The factors that matter here are whether or not the spin imparts a lift component and how fast the bullet is traveling, because if the Earth curves away in any measurable degree from a right angle it will necessarily take longer to impact than if you drop the other bullet perpendicular to the Earth. Wind resistance, barring lift, will just cause the fired bullet to impact closer to you than if there were no wind. A tailwind might cause it to go far enough that curvature of the Earth matters, but that is unlikely.

How so?

I disagree with this. Drag, or air resistance, is still a force, and therefore a vector quantity. It is resolvable into horizontal and verical components (or any other components you like) that add like vectors to make the resultant force. If we just concern ourselves with the drag that affects the bullet’s speed of falling, we see that it only proportional to the square of that downward speed. The vertical component of the drag force is unaffected by the bullet’s forward velocity, even though the net drag force is much different. Put another way, the bullet’s significant horizontal velocity makes for significant horizontal drag, but this doesn’t affect its motion or the forces it experiences in the vertical direction.

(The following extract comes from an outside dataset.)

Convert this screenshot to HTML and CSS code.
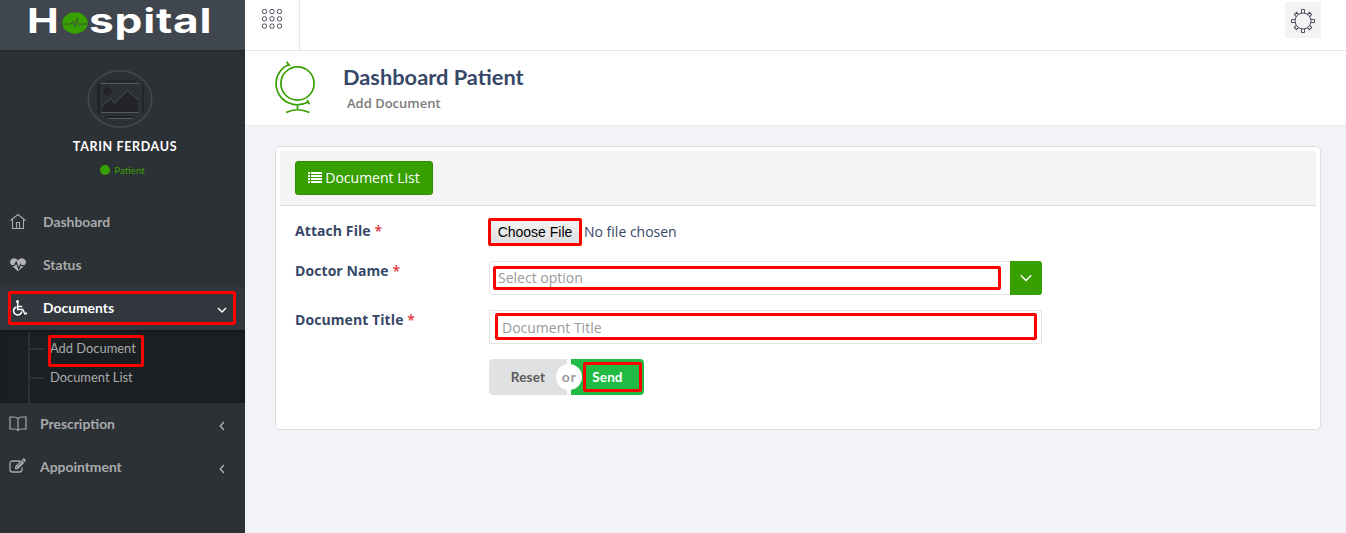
FILE: index.html
```html
<!DOCTYPE html>
<html lang="en">
<head>
<meta charset="utf-8">
<title>Dashboard Patient</title>
<link rel="stylesheet" href="styles.css">
</head>
<body>
<div class="app">
  <aside class="sidebar">
    <div class="logo"><span class="logo-h">H</span><svg class="logo-o" width="26" height="22" viewBox="0 0 26 22"><ellipse cx="13" cy="11" rx="12.7" ry="10.7" fill="#379f00"/><path d="M1 12h8l2-3 2 6 2-9 2 8 2-2h6" fill="none" stroke="#3c5a35" stroke-width="1"/></svg><span class="logo-rest">spital</span></div>
    <div class="user">
      <svg class="avatar" width="66" height="60" viewBox="0 0 66 60">
        <ellipse cx="33" cy="30" rx="31.7" ry="28.2" fill="#2c3136" stroke="#43474b" stroke-width="1.7"/>
        <path d="M10 17q1-3 3-3v32q-3-2-3-6zM55 14q2 1 2 4v22q0 4-2 6z" fill="#222427"/>
        <path d="M17 13q3-2 6-2h20q4 0 7 2zM17 47h32q-2 2-6 2H22q-3 0-5-2z" fill="#222427"/>
        <path d="M13.5 14.5h38M14 43.5h38M21 49.5h25" stroke="#54595c" fill="none"/>
        <circle cx="20.5" cy="22.5" r="5" fill="#222427" stroke="#3c4245" stroke-width=".5"/>
        <path d="M15.500 37l8-7.500 4 4.500 13-12.500 10.500 9.500v12h-35.500z" fill="#222427"/>
        <path d="M15.500 37l8-7.500 4 4.500 13-12.500 10.500 9.500" fill="none" stroke="#54595c" stroke-width=".8"/>
      </svg>
      <div class="user-name">TARIN FERDAUS</div>
      <div class="user-role"><i class="dot"></i><span>Patient</span></div>
    </div>
    <nav class="menu">
      <div class="item"><svg class="ico" width="18" height="18" viewBox="0 0 18 18" fill="none" stroke="#a9aaab" stroke-width="1.1"><path d="M1.500 7.500L9 1.500l7.500 6M3.500 6.500v9h11v-9M7.500 15.500V9.500h3v6"/></svg><span class="t-dash">Dashboard</span></div>
      <div class="item"><svg class="ico" width="18" height="18" viewBox="0 0 18 18"><path d="M9 15.500L2.300 9Q.3 6.500 1.500 4.200 3 2 5.500 2.200 8 2.500 9 4.500q1-2 3.500-2.300Q15 2 16.500 4.200 17.700 6.500 15.700 9z" fill="#b4b4b4"/><path d="M1 9.500h4.500L7.200 6l2.500 7 1.800-4.500.5 1h5" fill="none" stroke="#2c3136" stroke-width="1.200"/></svg><span class="t-status">Status</span></div>
      <div class="item active"><svg class="ico" width="18" height="18" viewBox="0 0 18 18" fill="none" stroke="#fff" stroke-width="1.500"><circle cx="6.500" cy="2.500" r="1.500" fill="#fff" stroke="none"/><path d="M6.700 4v6.500h5l2.300 4.500 2-1M6.700 7.500h4.500M5.500 8Q2.500 9 2.600 12t3.700 4q3.500 0 4.700-3.500"/></svg><span class="t-docs">Documents</span><svg class="caret" width="10" height="10" viewBox="0 0 10 10"><path d="M1 3l4 4 4-4" fill="none" stroke="#fff" stroke-width="1.500"/></svg></div>
      <div class="sub"><div class="branch"><span class="t-add">Add Document</span></div><div class="branch"><span class="t-list">Document List</span></div></div>
      <div class="item"><svg class="ico" width="18" height="18" viewBox="0 0 18 18" fill="none" stroke="#a9aaab" stroke-width="1.200"><path d="M9 3.500Q7 2 5 2H1v12h4q3 0 4 1.500Q10 14 13 14h4V2h-4q-2 0-4 1.500zM9 3.500v12"/></svg><span class="t-pres">Prescription</span><svg class="caret" width="10" height="10" viewBox="0 0 10 10"><path d="M7 1L3.200 5 7 9" fill="none" stroke="#b4b5b6" stroke-width="1.300"/></svg></div>
      <div class="item"><svg class="ico" width="18" height="18" viewBox="0 0 18 18"><path d="M11 3H3.500Q1 3 1 5.500v6Q1 14 3.500 14h7q2.500 0 2.500-2.500V9.500" fill="none" stroke="#a9aaab" stroke-width="1.300"/><path d="M6 8.500L12.500 2l2.800 2.800-6.500 6.500H6z" fill="#a9aaab"/><path d="M13 1.500l1-1q1-.5 2 .5t.5 2l-1 1z" fill="#a9aaab"/><path d="M7 9l1.300 1.300M8.500 8l4-4" stroke="#2c3136" stroke-width=".7"/></svg><span class="t-app">Appointment</span><svg class="caret" width="10" height="10" viewBox="0 0 10 10"><path d="M7 1L3.200 5 7 9" fill="none" stroke="#b4b5b6" stroke-width="1.300"/></svg></div>
    </nav>
  </aside>
  <main class="main">
    <header class="topbar">
      <div class="grid-btn"><svg width="22" height="22" viewBox="0 0 22 22" fill="none" stroke="#514b5b" stroke-width="1"><circle cx="3.500" cy="3.500" r="2.200"/><circle cx="11" cy="3.500" r="2.200"/><circle cx="18.500" cy="3.500" r="2.200"/><circle cx="3.500" cy="10.800" r="2.200"/><circle cx="11" cy="10.800" r="2.200"/><circle cx="18.500" cy="10.800" r="2.200"/><circle cx="3.500" cy="18.100" r="2.200"/><circle cx="11" cy="18.100" r="2.200"/><circle cx="18.500" cy="18.100" r="2.200"/></svg></div>
      <div class="gear-btn"><svg width="26" height="26" viewBox="-13 -13 26 26" fill="none" stroke="#4c4c62" stroke-width="1"><circle r="8"/><path d="M-1.500-8v-3.500h3v3.500"/><path d="M-1.500-8v-3.500h3v3.500" transform="rotate(90)"/><path d="M-1.500-8v-3.500h3v3.500" transform="rotate(180)"/><path d="M-1.500-8v-3.500h3v3.500" transform="rotate(270)"/><path d="M-1.600-7.900v-2.800h3.200v2.800" transform="rotate(45)"/><path d="M-1.600-7.900v-2.800h3.200v2.800" transform="rotate(135)"/><path d="M-1.600-7.900v-2.800h3.200v2.800" transform="rotate(225)"/><path d="M-1.600-7.900v-2.800h3.200v2.800" transform="rotate(315)"/></svg></div>
    </header>
    <section class="page-head">
      <svg class="globe" width="42" height="54" viewBox="0 0 42 54" fill="none" stroke="#379f00" stroke-width="1.700"><circle cx="23.500" cy="22.500" r="16.600"/><path d="M14.500 3.700A20.800 20.800 0 0 0 15 42Q24 46 34.500 41M12.500 .8l3.500 4.200M13.800 4l1.500-1M33 39l2.500 4.200M23.500 44v4.500M12 51.500q11.500-5.500 23.500 0"/></svg>
      <div class="titles"><h1>Dashboard Patient</h1><p>Add Document</p></div>
    </section>
    <section class="card">
      <div class="card-head"><a class="btn-list"><svg width="14" height="12" viewBox="0 0 14 12" fill="#fff"><path d="M0 0h2v2H0zM3 0h11v2H3zM0 3h2v2H0zM3 3h11v2H3zM0 6h2v2H0zM3 6h11v2H3zM0 9h2v2H0zM3 9h11v2H3z"/></svg><span>Document List</span></a></div>
      <form class="form">
        <div class="row row-file"><label>Attach File <b>*</b></label><div class="file"><button type="button" class="choose">Choose File<i class="mark mark-file"></i></button><span>No file chosen</span></div></div>
        <div class="row row-select"><label>Doctor Name <b>*</b></label><div class="select"><div class="select-text">Select option</div><div class="select-btn"><svg width="12" height="8" viewBox="0 0 12 8"><path d="M.7 1.200L6 6.500l5.300-5.300" fill="none" stroke="#fff" stroke-width="1.400"/></svg></div><i class="mark mark-select"></i></div></div>
        <div class="row row-title"><label>Document Title <b>*</b></label><div class="input">Document Title<i class="mark mark-title"></i></div></div>
        <div class="actions"><button type="button" class="reset">Reset</button><button type="button" class="send">Send<i class="mark mark-send"></i></button><span class="or">or</span></div>
      </form>
    </section>
  </main>
  <i class="mark mark-docs"></i>
  <i class="mark mark-add"></i>
</div>
</body>
</html>
```
FILE: styles.css
```css
* { box-sizing: border-box; }
body { margin: 0; overflow: hidden; font-family: "Open Sans", sans-serif; font-size: 14px; color: #374767; background: #f1f3f6; }
.app { display: flex; width: 1346px; height: 533px; position: relative; }
.sidebar { width: 245px; background: #2c3136; flex: none; font-family: Lato, sans-serif; }
.logo { height: 50px; background: #40464d; display: flex; padding-left: 27px; color: #fff; font: bold 34px/41px Inter, sans-serif; box-shadow: 0 1px 3px #22262a; }
.logo-h { width: 35px; transform-origin: 0 50%; transform: scaleX(1.25); }
.logo-o { margin-top: 12px; }
.logo-rest { margin-left: 1px; transform-origin: 0 50%; transform: scaleX(1.3); letter-spacing: .6px; }
.user { height: 151px; display: flex; flex-direction: column; align-items: center; padding-top: 19px; }
.avatar { margin-right: 5px; }
.user-name { margin: 9px 0 0 5px; color: #fff; font-weight: bold; font-size: 12.500px; line-height: 18px; letter-spacing: .65px; white-space: nowrap; }
.user-role { display: flex; align-items: center; gap: 4px; color: #379f00; font-size: 9.800px; line-height: 12px; margin-top: 8px; }
.dot { width: 10px; height: 10px; border-radius: 50%; background: #379f00; }
.item { height: 43px; display: flex; align-items: center; padding: 0 18px 2px 9px; color: #a9aaab; font-weight: bold; font-size: 13.900px; }
.item span { flex: 1; margin-left: 16px; }
.item .t-pres, .item .t-app { margin-left: 13px; }
.caret { margin-top: 4px; }
.active { background: #32373e; color: #fff; }
.active .ico { margin-left: 2px; margin-right: -2px; }
.sub { height: 73px; background: #1c1f22 linear-gradient(#2c3136, #2c3136) 28px 0 / 2px 73px no-repeat; box-shadow: inset 0 3px 3px -1px #15181a; padding: 4px 0 11px 30px; }
.branch { height: 29px; display: flex; align-items: center; color: #a9aaab; font-size: 12.900px; white-space: nowrap; }
.branch span { padding-bottom: 1px; }
.branch::before { content: ""; width: 15px; height: 2px; background: #2c3136; margin-right: 5px; }
.main { flex: 1; min-width: 0; }
.topbar { height: 51px; background: #fff; border-bottom: 1px solid #e1e6ef; display: flex; justify-content: space-between; }
.grid-btn { width: 55px; border-right: 1px solid #e1e6ef; padding: 8px 0 0 16px; }
.gear-btn { width: 36px; height: 36px; background: #f3f3f3; margin: 2px 25px 0 0; display: flex; align-items: center; justify-content: center; }
.gear-btn svg { margin-top: 2px; }
.page-head { height: 75px; background: #fff; border-bottom: 1px solid #e1e6ef; display: flex; padding: 10px 0 0 29px; }
.titles { margin-left: 27px; }
h1 { margin: 0; font: bold 21.800px/32px Lato, sans-serif; color: #374767; white-space: nowrap; }
.titles p { margin: 0 0 0 4px; font-size: 13px; line-height: 20px; font-weight: 600; color: #7b7b7b; }
.card { margin: 20px 25px 0 30px; height: 284px; border: 1px solid #dcdde0; border-radius: 5px; padding: 4px; background: #fff; }
.card-head { height: 55px; background: #f4f4f4; border-bottom: 1px solid #dcdcdc; border-radius: 3px 3px 0 0; padding: 10px 15px; }
.btn-list { width: 138px; height: 34px; display: flex; align-items: center; justify-content: center; gap: 3px; background: #379f00; border: 1px solid #318d01; border-radius: 3px; color: #fff; white-space: nowrap; }
.btn-list span { padding-bottom: 2px; }
.form { padding: 12px 15px; }
.row { display: flex; }
label { width: 194px; font-weight: 700; font-size: 14px; line-height: 20px; margin-top: 3px; letter-spacing: .08px; }
label b { font-weight: 600; color: #e5343d; }
.row-file { height: 43px; }
.file { display: flex; align-items: flex-start; }
.choose { position: relative; width: 92px; height: 27px; margin-top: 1px; border: 1px solid #999; background: linear-gradient(#f4f4f4, #ddd); padding: 0 0 2px; font: 14px "Liberation Sans", sans-serif; color: #000; }
.file span { line-height: 28px; margin-left: 3px; font-size: 14px; }
.row-select { height: 49px; }
.row-title { height: 49px; }
.select { position: relative; display: flex; width: 553px; height: 34px; border: 1px solid #e4e5e7; border-radius: 4px; color: #999; }
.select-text { flex: 1; padding-left: 8px; line-height: 32px; }
.select-btn { width: 32px; margin: -1px; background: #379f00; border-radius: 0 3px 3px 0; display: flex; align-items: center; justify-content: center; }
.input { position: relative; width: 553px; height: 34px; border: 1px solid #e4e5e7; padding-left: 12px; line-height: 33px; color: #999; }
.row-select label { margin-top: 0; }
.row-title label { margin-top: 0; }
.actions { position: relative; display: flex; gap: 4px; margin-left: 194px; width: 155px; }
.actions button { height: 36px; border: 0; padding: 0; font: bold 13.500px Lato, sans-serif; }
.actions .reset { width: 78px; background: #e0e1e2; color: #5a5a5a; border-radius: 4px 0 0 4px; letter-spacing: .2px; }
.actions .send { position: relative; width: 73px; background: #21ba45; color: #fff; border-radius: 0 4px 4px 0; letter-spacing: .1px; }
.or { position: absolute; left: 67px; top: 5px; width: 26px; height: 26px; border-radius: 50%; background: #fff; color: #999; font: bold 14px/26px Lato, sans-serif; letter-spacing: .6px; text-align: center; }
.mark { position: absolute; border: 3px solid #f00; border-radius: 2px; z-index: 2; }
.mark-file { left: -2px; top: -2px; width: 94px; height: 28px; }
.mark-select { left: 3px; top: 4px; width: 508px; height: 24px; }
.mark-title { left: 5px; top: 2px; width: 542px; height: 27px; }
.mark-send { left: 12px; top: 3px; width: 59px; height: 30px; }
.mark-docs { left: 8px; top: 291px; width: 228px; height: 34px; }
.mark-add { left: 48px; top: 335px; width: 96px; height: 32px; }
```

In short, my point is that air resistance doesn’t change the main result of the experiment; the bullet dropped and the bullet fired horizontally take the same amount of time to hit the ground regardless of whether there is air or not (also ignoring the curvature of the earth). The only difference between being in a vacuum and being in the atmosphere is that the bullet fired into air doesn’t go as far downrange.

The bullet is encountering a lot more air molecules on all sides - I wonder if this is equivalent, from the bullet’s perspective, as the surrounding air being more viscous (meaning it would take longer for the bullet to sink through the air).